You can adjust the learning rate self.rate, size of each batch, and the number of iterations to see how it affects the cost.

Now that our network has found the optimal weights and biases, we can see how well it performs. Our network does great on training data:

6 + 5 = 11
2 + 4 = 6
1 + 6 = 7
7 + 1 = 8
4 + 3 = 7
1 + 0 = 1
0 + 4 = 4
5 + 3 = 8
1 + 4 = 5
7 + 6 = 13

But fails miserably on test data, which is perhaps unsurprising.

2 + 5 = 10
6 + 3 = 9
1 + 5 = 8
6 + 1 = 0
5 + 6 = 9
5 + 0 = 13
4 + 1 = 0
7 + 4 = 13
5 + 4 = 13
2 + 2 = 6

To address this problem of overfitting, one would usually use a regularisation term, such as a L1 or L2 norm of the weights. This will penalise large parameters and drive our solution toward simpler, sparser solutions.

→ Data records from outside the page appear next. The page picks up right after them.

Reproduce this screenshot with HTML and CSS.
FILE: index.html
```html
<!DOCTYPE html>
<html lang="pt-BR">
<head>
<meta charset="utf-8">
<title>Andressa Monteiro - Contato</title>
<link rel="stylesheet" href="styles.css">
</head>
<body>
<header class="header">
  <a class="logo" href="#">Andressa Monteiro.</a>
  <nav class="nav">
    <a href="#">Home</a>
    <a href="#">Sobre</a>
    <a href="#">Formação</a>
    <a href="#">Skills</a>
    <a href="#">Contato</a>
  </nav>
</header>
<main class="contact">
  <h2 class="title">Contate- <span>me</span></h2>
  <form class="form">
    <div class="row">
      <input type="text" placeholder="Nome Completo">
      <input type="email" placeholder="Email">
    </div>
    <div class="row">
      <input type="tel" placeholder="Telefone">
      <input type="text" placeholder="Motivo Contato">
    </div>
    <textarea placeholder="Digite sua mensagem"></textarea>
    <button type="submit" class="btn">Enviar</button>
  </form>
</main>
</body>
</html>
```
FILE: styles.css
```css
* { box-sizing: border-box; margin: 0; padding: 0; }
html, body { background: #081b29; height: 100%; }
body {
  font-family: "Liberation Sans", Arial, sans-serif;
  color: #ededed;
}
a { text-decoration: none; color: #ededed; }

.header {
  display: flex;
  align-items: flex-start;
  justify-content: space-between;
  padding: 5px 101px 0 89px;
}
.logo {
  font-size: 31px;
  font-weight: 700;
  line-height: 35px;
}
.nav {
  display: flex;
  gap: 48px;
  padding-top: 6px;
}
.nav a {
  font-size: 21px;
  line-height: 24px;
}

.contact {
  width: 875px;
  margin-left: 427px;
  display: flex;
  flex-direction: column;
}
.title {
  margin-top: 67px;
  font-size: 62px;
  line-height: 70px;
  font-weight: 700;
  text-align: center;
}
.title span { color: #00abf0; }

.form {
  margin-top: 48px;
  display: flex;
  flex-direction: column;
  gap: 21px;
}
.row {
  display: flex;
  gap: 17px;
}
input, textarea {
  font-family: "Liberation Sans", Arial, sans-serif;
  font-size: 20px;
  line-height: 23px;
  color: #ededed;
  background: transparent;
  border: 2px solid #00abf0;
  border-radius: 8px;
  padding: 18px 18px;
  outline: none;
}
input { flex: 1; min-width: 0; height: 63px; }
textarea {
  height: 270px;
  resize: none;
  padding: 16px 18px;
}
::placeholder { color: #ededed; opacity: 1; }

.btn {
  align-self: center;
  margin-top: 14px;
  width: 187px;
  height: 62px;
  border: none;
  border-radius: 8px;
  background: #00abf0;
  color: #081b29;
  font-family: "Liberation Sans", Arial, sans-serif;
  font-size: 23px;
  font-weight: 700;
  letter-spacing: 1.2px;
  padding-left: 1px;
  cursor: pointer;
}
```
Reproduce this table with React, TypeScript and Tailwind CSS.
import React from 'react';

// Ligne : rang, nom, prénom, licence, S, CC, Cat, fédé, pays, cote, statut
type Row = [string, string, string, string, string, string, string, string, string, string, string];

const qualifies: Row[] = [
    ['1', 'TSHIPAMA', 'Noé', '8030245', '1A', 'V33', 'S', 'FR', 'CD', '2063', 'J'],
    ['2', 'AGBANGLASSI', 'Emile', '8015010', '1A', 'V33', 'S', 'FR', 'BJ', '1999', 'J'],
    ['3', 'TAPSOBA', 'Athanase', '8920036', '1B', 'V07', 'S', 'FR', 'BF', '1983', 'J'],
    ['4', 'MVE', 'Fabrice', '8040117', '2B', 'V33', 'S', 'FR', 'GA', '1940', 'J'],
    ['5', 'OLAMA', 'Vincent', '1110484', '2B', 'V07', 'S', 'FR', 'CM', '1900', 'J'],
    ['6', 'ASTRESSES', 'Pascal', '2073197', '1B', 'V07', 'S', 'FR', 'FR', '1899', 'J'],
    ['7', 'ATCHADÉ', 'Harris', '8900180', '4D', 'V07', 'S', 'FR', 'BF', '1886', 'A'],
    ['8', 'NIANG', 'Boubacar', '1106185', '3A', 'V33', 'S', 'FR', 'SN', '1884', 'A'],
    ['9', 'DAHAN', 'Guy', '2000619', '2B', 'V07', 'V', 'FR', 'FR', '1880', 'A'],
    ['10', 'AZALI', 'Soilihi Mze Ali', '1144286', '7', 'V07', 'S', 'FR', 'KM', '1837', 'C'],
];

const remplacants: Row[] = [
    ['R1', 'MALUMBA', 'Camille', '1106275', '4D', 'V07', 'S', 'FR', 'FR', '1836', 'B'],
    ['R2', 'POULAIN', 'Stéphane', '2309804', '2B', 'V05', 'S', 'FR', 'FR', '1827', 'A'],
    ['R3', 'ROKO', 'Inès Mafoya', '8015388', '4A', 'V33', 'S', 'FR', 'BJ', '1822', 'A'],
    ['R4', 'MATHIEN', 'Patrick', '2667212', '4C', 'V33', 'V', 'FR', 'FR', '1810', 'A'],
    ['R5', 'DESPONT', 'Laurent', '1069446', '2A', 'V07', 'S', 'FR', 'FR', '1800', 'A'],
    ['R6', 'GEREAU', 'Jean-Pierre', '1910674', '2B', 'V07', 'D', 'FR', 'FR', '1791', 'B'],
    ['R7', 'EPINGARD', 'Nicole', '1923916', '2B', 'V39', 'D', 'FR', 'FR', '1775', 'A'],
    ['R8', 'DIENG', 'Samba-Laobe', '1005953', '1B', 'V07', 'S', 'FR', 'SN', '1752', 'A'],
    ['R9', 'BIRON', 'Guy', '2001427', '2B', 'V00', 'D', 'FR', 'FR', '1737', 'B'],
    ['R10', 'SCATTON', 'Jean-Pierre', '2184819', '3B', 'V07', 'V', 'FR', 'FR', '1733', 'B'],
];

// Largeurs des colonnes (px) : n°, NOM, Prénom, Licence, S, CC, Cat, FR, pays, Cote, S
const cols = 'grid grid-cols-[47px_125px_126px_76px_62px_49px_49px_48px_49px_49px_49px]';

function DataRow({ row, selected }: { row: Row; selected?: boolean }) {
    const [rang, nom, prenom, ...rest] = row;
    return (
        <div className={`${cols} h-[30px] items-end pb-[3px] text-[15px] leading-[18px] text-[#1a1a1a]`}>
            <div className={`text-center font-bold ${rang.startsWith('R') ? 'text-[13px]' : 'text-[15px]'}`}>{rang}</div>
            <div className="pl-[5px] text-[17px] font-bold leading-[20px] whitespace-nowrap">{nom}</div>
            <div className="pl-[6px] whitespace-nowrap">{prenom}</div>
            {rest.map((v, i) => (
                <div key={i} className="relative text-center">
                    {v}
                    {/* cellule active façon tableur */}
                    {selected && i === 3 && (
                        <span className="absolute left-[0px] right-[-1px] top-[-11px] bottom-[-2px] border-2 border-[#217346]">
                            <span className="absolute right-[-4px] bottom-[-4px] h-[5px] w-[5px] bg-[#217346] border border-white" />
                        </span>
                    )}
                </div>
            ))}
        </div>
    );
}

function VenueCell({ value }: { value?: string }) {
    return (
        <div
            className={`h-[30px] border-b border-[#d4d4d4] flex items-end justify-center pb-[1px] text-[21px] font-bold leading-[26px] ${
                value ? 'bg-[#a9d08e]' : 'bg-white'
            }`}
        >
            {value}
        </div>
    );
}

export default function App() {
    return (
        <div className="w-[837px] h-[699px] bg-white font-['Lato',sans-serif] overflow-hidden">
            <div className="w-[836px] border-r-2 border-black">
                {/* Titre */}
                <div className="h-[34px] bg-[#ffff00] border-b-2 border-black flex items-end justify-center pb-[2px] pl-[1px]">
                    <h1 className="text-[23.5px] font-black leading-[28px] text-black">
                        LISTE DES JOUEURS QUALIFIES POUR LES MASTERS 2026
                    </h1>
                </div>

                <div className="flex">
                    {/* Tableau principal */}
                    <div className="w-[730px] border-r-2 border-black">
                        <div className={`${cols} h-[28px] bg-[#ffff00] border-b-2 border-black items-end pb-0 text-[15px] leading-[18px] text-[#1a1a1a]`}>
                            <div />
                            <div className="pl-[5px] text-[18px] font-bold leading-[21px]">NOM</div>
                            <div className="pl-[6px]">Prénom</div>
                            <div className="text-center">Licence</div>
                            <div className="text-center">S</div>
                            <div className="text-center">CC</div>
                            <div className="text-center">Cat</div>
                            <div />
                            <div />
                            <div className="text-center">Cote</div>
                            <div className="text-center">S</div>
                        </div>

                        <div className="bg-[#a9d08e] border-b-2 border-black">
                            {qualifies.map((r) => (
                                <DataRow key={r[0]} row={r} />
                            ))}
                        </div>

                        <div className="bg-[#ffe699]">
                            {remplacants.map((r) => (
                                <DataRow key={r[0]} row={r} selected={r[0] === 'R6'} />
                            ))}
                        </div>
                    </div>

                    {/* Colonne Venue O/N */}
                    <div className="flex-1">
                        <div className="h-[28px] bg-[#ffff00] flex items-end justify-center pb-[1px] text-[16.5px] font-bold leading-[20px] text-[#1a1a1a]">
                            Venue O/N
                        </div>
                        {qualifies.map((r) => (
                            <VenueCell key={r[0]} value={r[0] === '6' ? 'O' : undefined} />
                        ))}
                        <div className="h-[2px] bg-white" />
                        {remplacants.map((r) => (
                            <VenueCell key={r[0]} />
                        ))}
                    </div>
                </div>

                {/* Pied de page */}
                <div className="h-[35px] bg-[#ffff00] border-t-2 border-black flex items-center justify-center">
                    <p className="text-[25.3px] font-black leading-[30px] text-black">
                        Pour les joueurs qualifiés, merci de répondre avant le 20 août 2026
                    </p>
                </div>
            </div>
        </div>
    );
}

So far, if you’re unimpressed by our little neural network, I assure you it can do a lot more than add numbers. It can also subtract numbers. You could even teach it how to convert between Fahrenheit and Celsius.


We glossed over a world of details to get to the heart of backpropogation quickly. For instance, how do we batch our training data? What should our cost function be? Should we be using sigmoid or RELU or something else? Each of these topics rightfully deserves its own branch of study.

Hopefully now you more or less understand how a neural network is trained, and more importantly, how backpropogation speeds up the process by avoiding naive recomputation of the gradient.